Power supply for A64?

PSUs: The source of DC power for all components in the PC & often a big noise source.

Moderators: NeilBlanchard, Ralf Hutter, sthayashi, Lawrence Lee, Devonavar

Post Reply
limee
Posts: 126
Joined: Fri Mar 28, 2003 7:12 pm
Location: Ontario, Canada

Power supply for A64?

Post by limee » Sun Jan 25, 2004 11:30 am

Hi, how high power and +12v amp rails should I be looking at for use with an A64 3k+ and two 80 gig hard drives in raid 0?

Equilateral
Posts: 39
Joined: Tue Jan 20, 2004 2:48 am

Post by Equilateral » Mon Jan 26, 2004 8:25 pm

how high power and +12v amp rails should I be looking at for use with an A64 3k+ and two 80 gig hard drives in raid 0?
Ahh, now that gets interesting, because figures for this are really hard to find (even AMD are completely useless for this, they just have some boilerplate up about "make sure you do everything right"). The only vendor that I could find that published figures is MSI, who list a range of power supplies tested with a very lightweight system, an A64 2900 (presumably a engineering sample, since there's no such thing), 128 MB DDR266, an MX400, and no HDD or CDROM. In other words the only load on the 12V rail is the CPU, you'd need to add another 2-3A per HDD and 1-2A for a CDROM (that's worst-case). In addition I suspect they didn't stress the system too much, merely got it to the BIOS setup screen rather than running Windows/Linux - even a Deer power supply will usually get a system to the BIOS setup without catching fire.
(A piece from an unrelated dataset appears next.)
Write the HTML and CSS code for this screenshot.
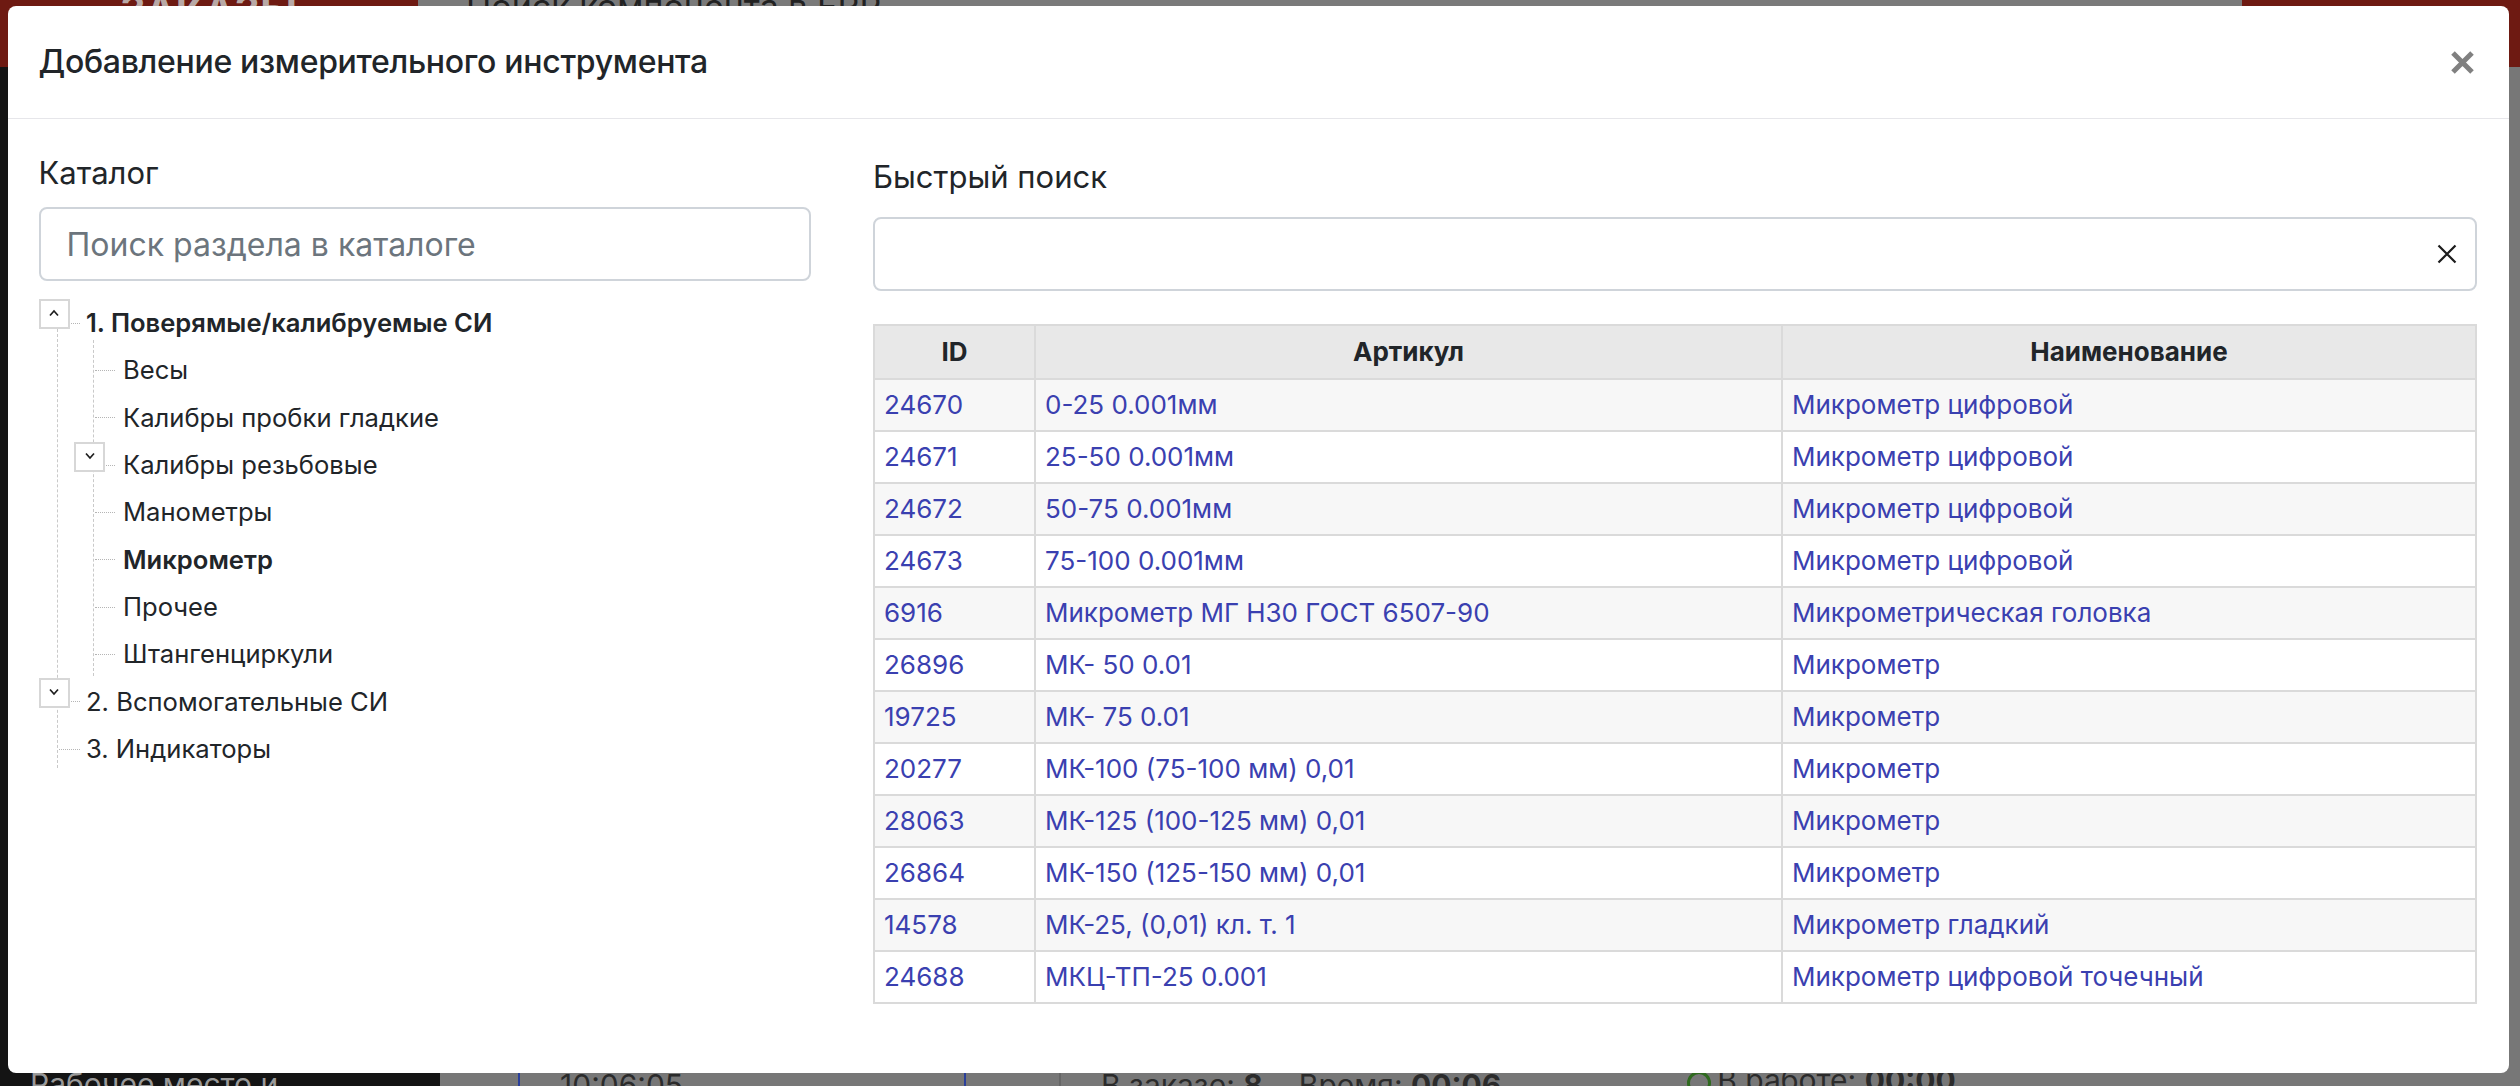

That's the bad news. The better news is that even supplies rated at 235-250W (FSP250, LC235, SS250) were OK for this minimal test. The majority were in the 300W-rated class. So I'd take the rating of those supplies, add a few amps for other devices, add a 20% fudge factor, and that should be OK, and if it isn't, well I'm on the other side of the planet from you when your system blows up so I'm not worried :-).

halcyon
Patron of SPCR
Posts: 1115
Joined: Wed Mar 26, 2003 3:52 am
Location: EU

Post by halcyon » Tue Jan 27, 2004 1:21 am

http://takaman.jp/psu_calc.html?english

89W max for current generation Athlon 64 series.

regards,
Halcyon

limee
Posts: 126
Joined: Fri Mar 28, 2003 7:12 pm
Location: Ontario, Canada

Post by limee » Tue Jan 27, 2004 6:49 pm

Equilateral: I'll shoot at around 20A, should be safe from what I hear. Too bad AMD couldn't give a straight answer...

Halcyon: 89W? Not as bad as I thought :D

Thanks for the help guys, was paranoid I'd have to get a PSU in excess of 400 watts!

halcyon
Patron of SPCR
Posts: 1115
Joined: Wed Mar 26, 2003 3:52 am
Location: EU

Post by halcyon » Tue Jan 27, 2004 11:53 pm

limee,

Yesm that 89W includes all models in the current manufacturing process line. This is specified in AMD documentation.

That is absolutely maximum thermal power draw. Not some prettied up calculation about averages, like Intel tends to give about P4 line.

So in reality, unless you are buying Athlon 64 FX 53 (not available yet) you should get by with even less wattage.

regards,
halcyon

Jan Kivar
Friend of SPCR
Posts: 1310
Joined: Mon Apr 28, 2003 4:37 am
Location: Finland

Post by Jan Kivar » Wed Jan 28, 2004 12:52 pm

The 89 W figure is "Thermal design spec" for HSF manufacturers, so that they could design one cooler for the entire AMD 64 line. I think that the models that are on market are still far away from this limit.

There are some pictures of a future roadmap, where the max. wattage is bumped to 105 W.